For information about our capital expenditures and investments, see the “Capital Spending” section.

Our debt balance at both September 30, 2013, and December 31, 2012, was $21.7 billion. In April 2013, we repaid bonds at maturity totaling $850 million. In June 2013, we incurred a capital lease obligation of $906 million. For more information, see Note 10—Debt, in the Notes to Consolidated Financial Statements.

We are obligated to contribute $7.5 billion, plus interest, over a 10-year period that began in 2007, to FCCL. Quarterly principal and interest payments of $237 million began in the second quarter of 2007, and will continue until the balance is paid. Of the principal obligation amount, approximately $803 million was short-term and was included in the “Accounts payable—related parties” line on our September 30, 2013, consolidated balance sheet. The principal portion of these payments, which totaled $575 million in the first nine months of 2013, is included in the “Other” line in the financing activities section on our consolidated statement of cash flows. Interest accrues at a fixed annual rate of 5.3 percent on the unpaid principal balance. Fifty percent of the quarterly interest payment is reflected as a capital contribution and is included in the “Capital expenditures and investments” line on our consolidated statement of cash flows.

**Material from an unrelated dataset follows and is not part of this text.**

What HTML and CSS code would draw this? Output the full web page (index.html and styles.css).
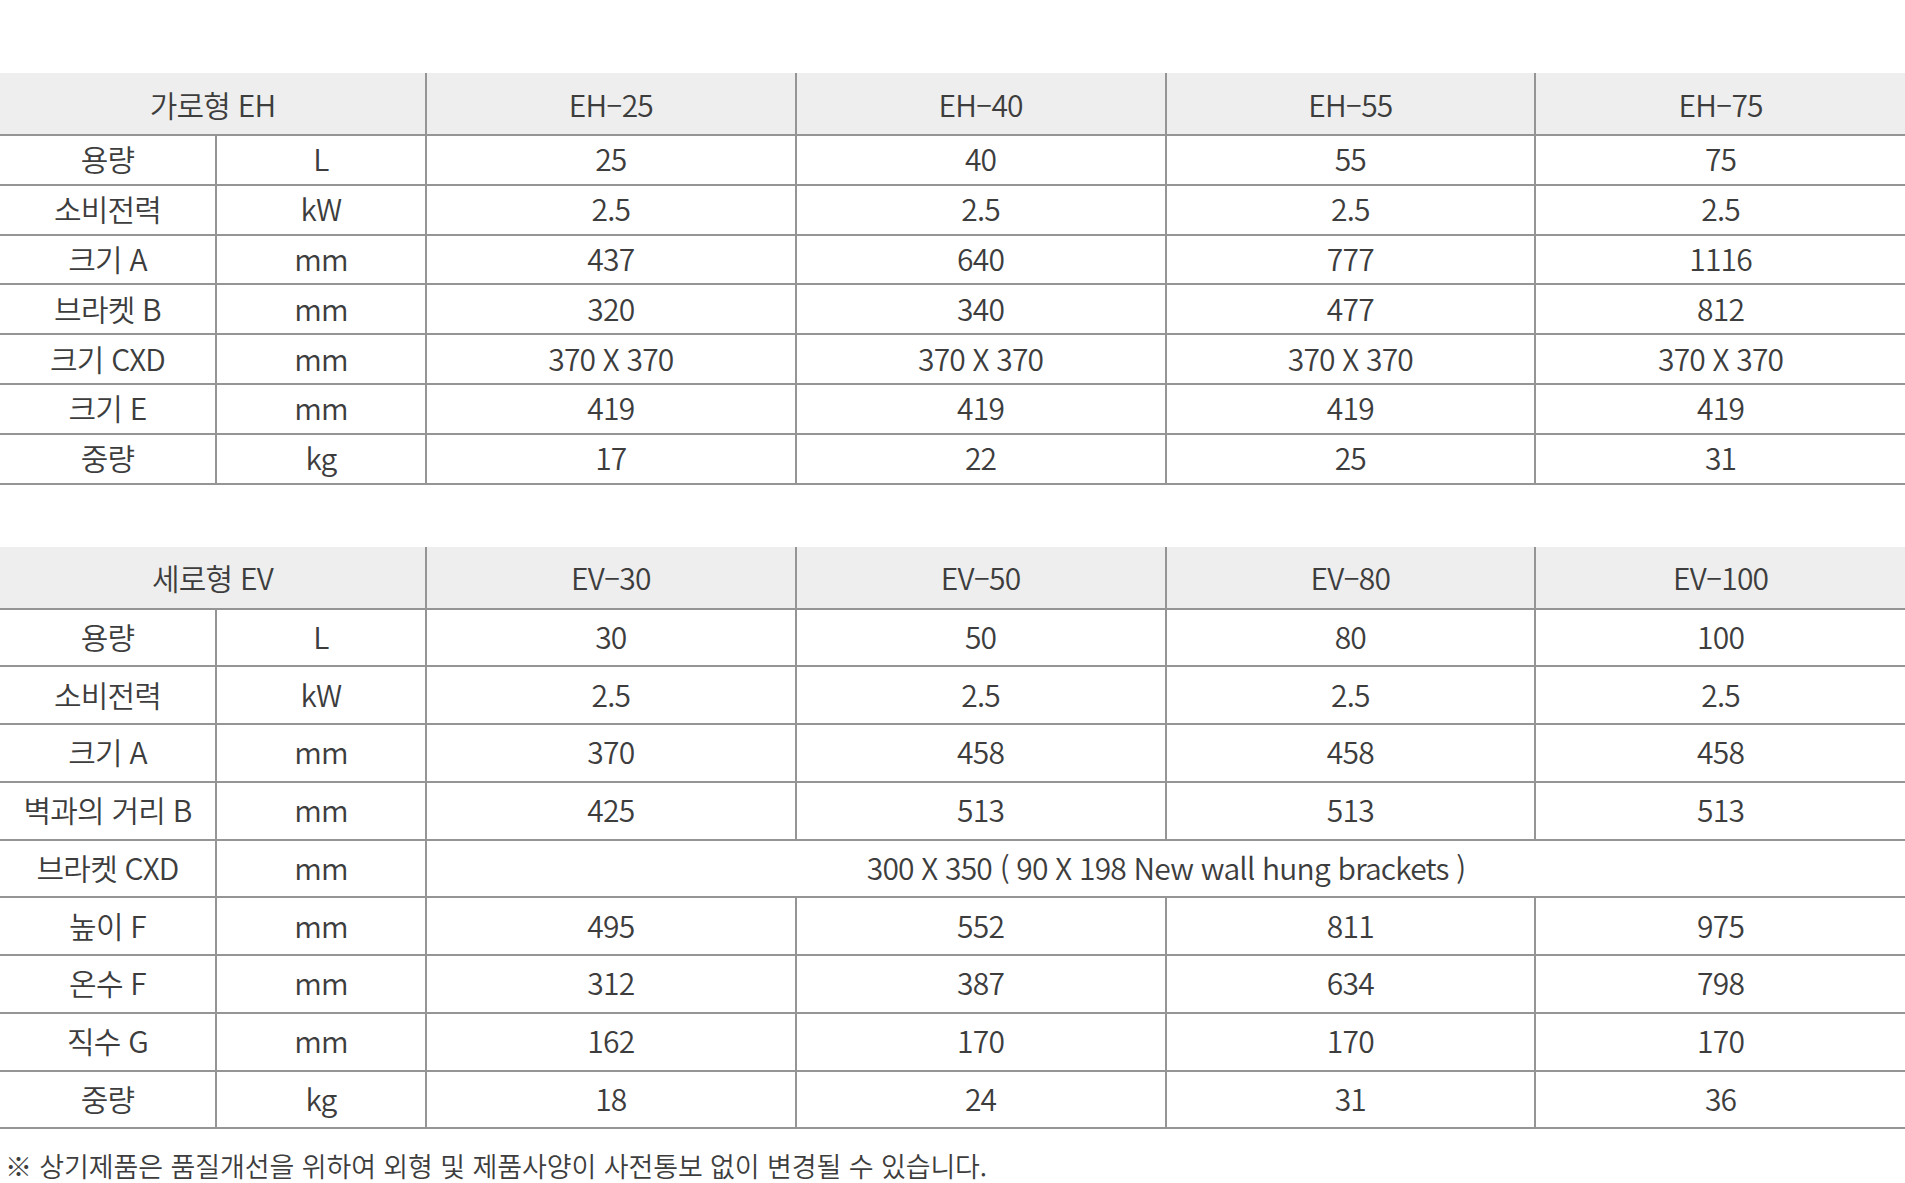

In July 2013, we announced a 4.5 percent increase in the quarterly dividend rate to 69 cents per share. The dividend was paid September 3, 2013, to stockholders of record at the close of business on July 22, 2013. Additionally, in October 2013, we announced a dividend of 69 cents per share. The dividend will be paid December 2, 2013, to stockholders of record at the close of business on October 15, 2013.

Capital Spending

             Millions of Dollars          
  

 

 

 
     Nine Months Ended
September 30
 
  

 

 

 
     2013      2012   
  

 

 

 

Alaska

   $         836        596   

Lower 48 and Latin America

     3,901        3,894   

Canada

     1,602        1,550   

Europe

     2,347        2,095   

Asia Pacific and Middle East

     2,306        2,053   

Other International

     192        399   

Corporate and Other

     97        133   

 

 

Capital expenditures and investments from continuing operations

   $ 11,281        10,720   

 

 

Discontinued operations in Kashagan, Nigeria and Algeria

   $ 540        635   

Joint venture acquisition obligation (principal)—Canada

     575        546   

 

 

Capital Program

   $ 12,396        11,901   

 

 

During the first nine months of 2013, capital expenditures and investments from continuing operations supported key exploration and development programs, primarily:

 

    Oil and natural gas exploration and development activities in the Lower 48, including the Eagle Ford, Bakken, other shale plays, and the Permian Basin.
    Oil sands development and ongoing liquids-focused plays in Canada.
    Exploration leases and wells in deepwater Gulf of Mexico.
    Continued development of new fields offshore Malaysia and ongoing exploration and development activity onshore and offshore Indonesia and Australia, including our investment in the APLNG joint venture.
    In Europe, development activities in the Greater Ekofisk, Jasmine and Clair Ridge areas, and appraisal activities in the Greater Clair Area.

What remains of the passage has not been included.